Building in a “weather buffer” to your transit schedules, especially for lanes known to cross volatile weather corridors, is a prudent measure. For high-value or sensitive goods, using temperature-controlled or “reefer” containers is an essential investment. While these command a higher rate, the cost is minimal compared to a full load of spoiled product. Furthermore, regulatory pressures are pushing overall transport costs up. For example, the EPA estimates that compliance with new emissions standards could lead to a 10% increase in drayage costs over the next decade, making the inherent efficiency of long-haul rail even more attractive as a hedge against rising OTR expenses.
Key Takeaways
- True intermodal savings are not automatic; they are engineered by controlling variables like drayage, packing, and seasonal timing.
- The “slower transit” myth is outdated. Tiered rail services allow you to balance speed and cost, often achieving parity with OTR.
- Mastering rail-specific challenges, such as harmonic vibration and equipment weight limits, is essential to prevent damage and accurately calculate costs.
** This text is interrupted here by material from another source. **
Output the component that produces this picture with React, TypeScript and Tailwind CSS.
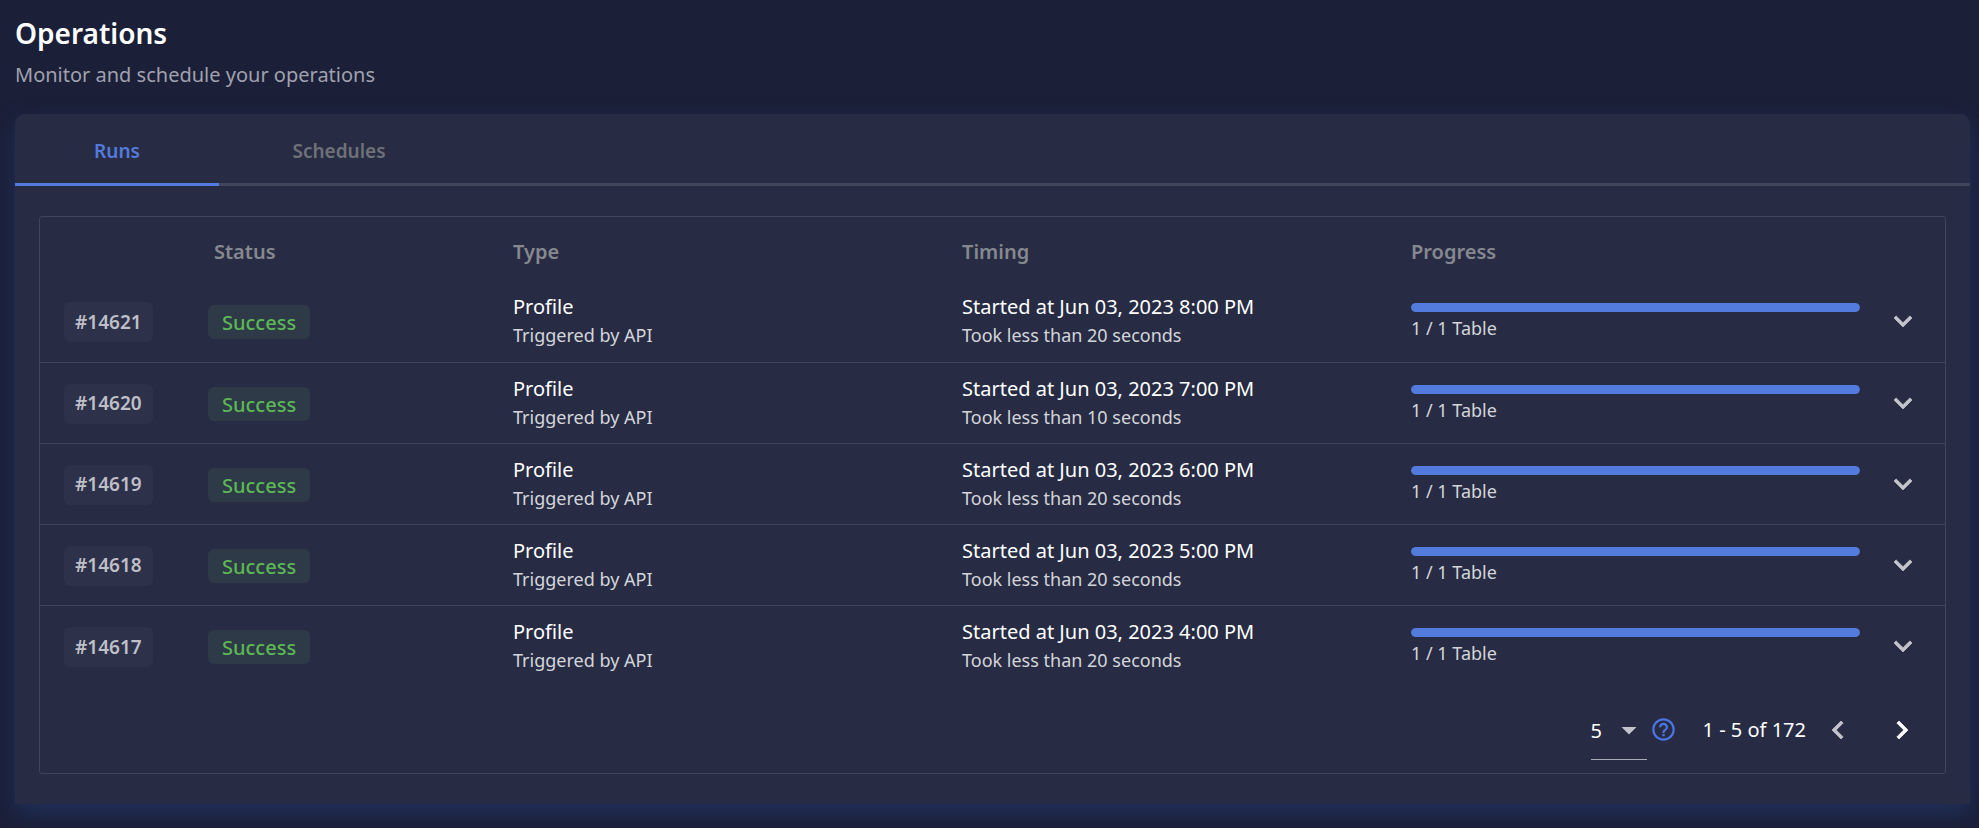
import { useState } from "react";
import { MdArrowDropDown, MdHelpOutline } from "react-icons/md";

type Run = { id: string; time: string; seconds: number; done: number; total: number };

const runs: Run[] = [
  { id: "14621", time: "8:00 PM", seconds: 20, done: 1, total: 1 },
  { id: "14620", time: "7:00 PM", seconds: 10, done: 1, total: 1 },
  { id: "14619", time: "6:00 PM", seconds: 20, done: 1, total: 1 },
  { id: "14618", time: "5:00 PM", seconds: 20, done: 1, total: 1 },
  { id: "14617", time: "4:00 PM", seconds: 20, done: 1, total: 1 },
];

const chevrons = {
  down: "M16.59 8.59 12 13.17 7.41 8.59 6 10l6 6 6-6z",
  left: "M15.41 7.41 14 6l-6 6 6 6 1.41-1.41L10.83 12z",
  right: "M10 6 8.59 7.41 13.17 12l-4.58 4.59L10 18l6-6z",
};

function Chevron({ direction }: { direction: keyof typeof chevrons }) {
  return (
    <svg viewBox="0 0 24 24" className="size-9 fill-current stroke-current stroke-[0.5px]" aria-hidden="true">
      <path d={chevrons[direction]} />
    </svg>
  );
}

function RunRow({ run }: { run: Run }) {
  return (
    <tr className="h-[81px] border-b border-[#41455a] last:border-b-0">
      <td className="pt-0.5 pl-6">
        <span className="inline-flex h-10 items-center rounded-md bg-[#2d3149] px-[11px] text-[19px] font-semibold text-[#bebfc7]">
          #{run.id}
        </span>
      </td>
      <td className="pt-0.5">
        <span className="inline-flex h-[34px] items-center rounded-md bg-[#2e3a47] px-[14px] pt-0.5 text-[20px] font-medium text-[#5cb855]">
          Success
        </span>
      </td>
      <td>
        <div className="text-[20px] leading-7 text-white">Profile</div>
        <div className="text-[18px] leading-7 text-[#d4d5da]">Triggered by API</div>
      </td>
      <td>
        <div className="text-[20px] leading-7 text-white">Started at Jun 03, 2023 {run.time}</div>
        <div className="text-[18px] leading-7 text-[#d4d5da]">
          Took less than {run.seconds} seconds
        </div>
      </td>
      <td className="pt-[22px] align-top">
        <div className="h-[9px] overflow-hidden rounded-full bg-[#3a4468]">
          <div
            className="h-full rounded-full bg-[#537bdd]"
            style={{ width: `${(run.done / run.total) * 100}%` }}
          />
        </div>
        <div className="mt-1 text-[18px] leading-6 text-[#d4d5da]">
          {run.done} / {run.total} Table
        </div>
      </td>
      <td>
        <button
          type="button"
          aria-label={`Expand run ${run.id}`}
          className="mx-auto flex size-9 items-center justify-center text-[#c3c4cb]"
        >
          <Chevron direction="down" />
        </button>
      </td>
    </tr>
  );
}

export default function App() {
  const [pageSize, setPageSize] = useState("5");

  return (
    <main className="min-h-screen bg-[#1b1f38] pt-3 pr-[9px] pb-6 pl-[15px] font-['Noto_Sans','Open_Sans',sans-serif]">
      <header>
        <h1 className="text-[28px] leading-[42px] font-semibold text-white">Operations</h1>
        <p className="text-[20px] leading-[42px] text-[#a0a2ae]">Monitor and schedule your operations</p>
      </header>

      <section className="mt-[18px] rounded-t-[10px] bg-[#272c44] pb-[30px] shadow-[0_9px_22px_#20305a]">
        <nav className="flex h-[72px] border-b-3 border-[#41455a] text-[19px] font-semibold" role="tablist">
          <button
            type="button"
            role="tab"
            aria-selected="true"
            className="-mb-[3px] w-[204px] border-b-3 border-[#537bdd] pt-1.5 text-[#537bdd]"
          >
            Runs
          </button>
          <button
            type="button"
            role="tab"
            aria-selected="false"
            className="-mb-[3px] w-[240px] border-b-3 border-transparent pt-1.5 text-[#6f7178]"
          >
            Schedules
          </button>
        </nav>

        <div className="mx-6 mt-[30px] rounded-[3px] border border-[#41455a]">
          <table className="w-full table-fixed border-collapse text-left">
            <colgroup>
              <col className="w-[168px]" />
              <col className="w-[305px]" />
              <col />
              <col />
              <col />
              <col className="w-[85px]" />
            </colgroup>
            <thead>
              <tr className="h-16 text-[20px] text-[#86888f]">
                <td />
                <th className="pt-1.5 pl-[6px] font-semibold">Status</th>
                <th className="pt-1.5 font-semibold">Type</th>
                <th className="pt-1.5 font-semibold">Timing</th>
                <th className="pt-1.5 font-semibold">Progress</th>
                <td />
              </tr>
            </thead>
            <tbody>
              {runs.map((run) => (
                <RunRow key={run.id} run={run} />
              ))}
            </tbody>
          </table>

          <div className="flex h-[87px] items-center justify-end pr-[25px] text-[20px] text-white">
            <div className="relative h-[60px] w-14 border-b border-[#a9abb4]">
              <select
                aria-label="Rows per page"
                value={pageSize}
                onChange={(event) => setPageSize(event.target.value)}
                className="h-full w-full appearance-none bg-transparent pt-1"
              >
                <option>5</option>
                <option>10</option>
                <option>25</option>
              </select>
              <MdArrowDropDown className="pointer-events-none absolute top-3 right-0 size-9 text-[#c3c4cb]" />
            </div>
            <button type="button" aria-label="Help" className="ml-[3px] text-[#4b75e6]">
              <MdHelpOutline className="size-[27px]" />
            </button>
            <span className="ml-[26px]">1 - 5 of 172</span>
            <button type="button" aria-label="Previous page" className="ml-[14px] text-[#c3c4cb]">
              <Chevron direction="left" />
            </button>
            <button type="button" aria-label="Next page" className="ml-7 text-white">
              <Chevron direction="right" />
            </button>
          </div>
        </div>
      </section>
    </main>
  );
}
Optimizing Supply Chains in Saturated Corridors
Bringing it all together, the ultimate test of an intermodal strategy is its application in the real world—specifically, within the most crowded and competitive supply chain corridors. In these high-density lanes, such as from major ports to inland distribution hubs, every decision you’ve made regarding drayage, packing, equipment, and timing culminates to determine your success. The generic rule of thumb—that intermodal is cost-effective for distances over 500 miles—is a starting point, not a complete strategy.
In a saturated corridor, the goal is to create a competitive advantage through superior planning. This means using a hybrid approach where appropriate. For distances between 250 and 500 miles, a mix of intermodal and OTR might yield the best balance of cost and service. For the final mile in a congested urban area, relying on a dedicated, highly efficient drayage partner is paramount. It’s about applying the right mode to the right segment of the journey.
The future of this optimization lies in technology. Leading companies are already leveraging artificial intelligence to gain an edge. A study by McKinsey & Company found that companies using AI for logistics saw a 10-15% reduction in drayage costs through improved route optimization and predictive analytics. This technology can analyze vast amounts of data on traffic, weather, and terminal congestion to recommend the most cost-effective and reliable routing at any given moment. By embracing these tools, you can move from static planning to a dynamic, responsive supply chain that continuously optimizes for cost and performance.
By moving beyond the surface-level appeal of intermodal and embracing a granular, data-driven approach, you can unlock significant, sustainable cost savings and build a more resilient and efficient supply chain. Your next step is to analyze your highest-volume long-haul lanes and identify where these strategic levers can be applied to deliver the greatest impact.